Gospodarze nie złożyli broni, po kilku minutach przeprowadzili bardzo groźną akcję, gdzie po dobrym wyjściu z bramki uratował nas Wojtek Lewkowicz. Niestety w kolejnej akcji Wojtek miał już niewiele do powiedzenia. Zawodnik Czarnych, zszedł ze skrzydła do środka, przełożył piłkę na prawą nogę i oddał bardzo dobry strzał z dystansu. Piłka odbita od słupka wpadła do siatki, 1:1.
Jeszcze przed przerwą udało się ponownie wyjść na prowadzenie, po dobrze rozegranym rzucie wolnym. Do piłki ustawionej około 30 metrów od bramki podszedł Kuba Waliłko. Gospodarze zlekceważyli Kubę Młynarskiego, który wbiegł na prawe skrzydło i właśnie do niego zagrał po ziemi Waliłko. Młynarski posłał mocno bitą piłkę w pole karne, gdzie w zamieszaniu próbował Artur Małek, a poprawił po nim Sławek Baryła, który zdobył gola na 1:2! Do przerwy udało się utrzymać jednobramkowe prowadzenie.

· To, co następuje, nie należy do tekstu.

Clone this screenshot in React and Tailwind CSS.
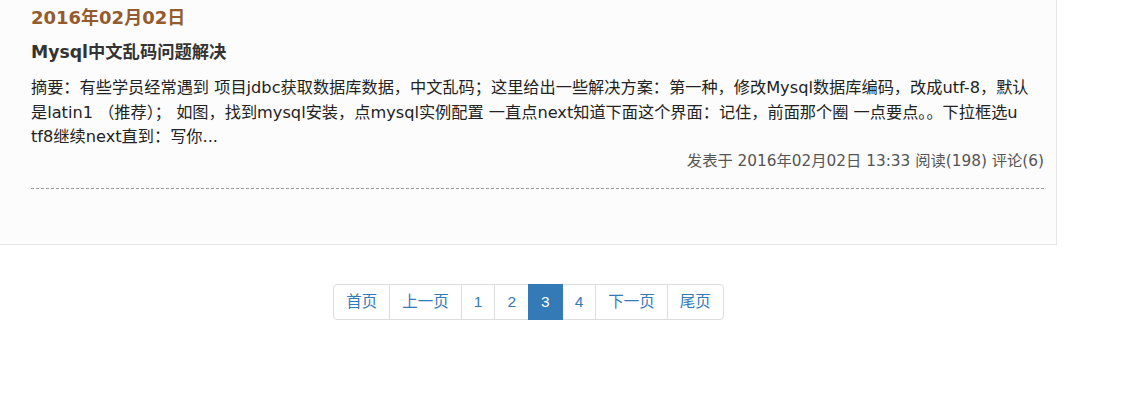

W drugiej połowie wynik był wciąż otwarty, a gospodarze nie odpuszczali nawet na moment. Tanew była skoncentrowana przede wszystkim na tym, żeby utrzymać prowadzenie i wyprowadzać kontrataki. W 60 minucie po długim zagraniu z obrony piłkę głową zgrał do Wójcika, Paweł Tryka, Damian przebiegł jeszcze kilka metrów, uwolnił się spod opieki obrońców i wyłożył piłkę do Pawła, który skierował piłkę do pustej bramki, 1:3!
Chwilę później Paweł mógł zdobyć jeszcze kolejną bramkę. Piłkę z prawej flanki ładnie wrzucił Damian Wójcik, Paweł dobrze zamknął akcję, jednak obrońca, który przepuścił piłkę, zmylił go nieco, przez co nie oddał dokładnego strzału.
Na 10 minut przed końcem udało się podwyższyć prowadzenie. Wojtek Lewkowicz szybko wznowił akcję po ataku gospodarzy, wybił piłkę do Pawła Tryki, a ten zagrał do Kuby Waliłko, który znalazł się w dobrej sytuacji. Kuba, wygrał pojedynek biegowy z obrońcą i strzałem w długi róg zdobył gola na 1:4!
Mimo wysokiego prowadzenia, nie mieliśmy ani chwili, żeby złapać oddech, bo Czarni do końca szukali swoich szans i często gościli pod naszym polem karnym. Ich wysiłki zostały nagrodzone w ostatniej sekundzie spotkania. Po rzucie wolnym z 16 metra piłka odbiła się od muru i wpadła od słupka do bramki. 2:4 i sędzia zagwizdał po raz ostatni.
Wiele wysiłku kosztował nas dzisiejszy pojedynek, ale zasłużone 3 punkty trafiły na nasze konto. Pozostaje nam kontynuować dobrą passę i ponownie dać z siebie 100% w kolejnym meczu, który zagramy u siebie z LKS Brzyską Wolą.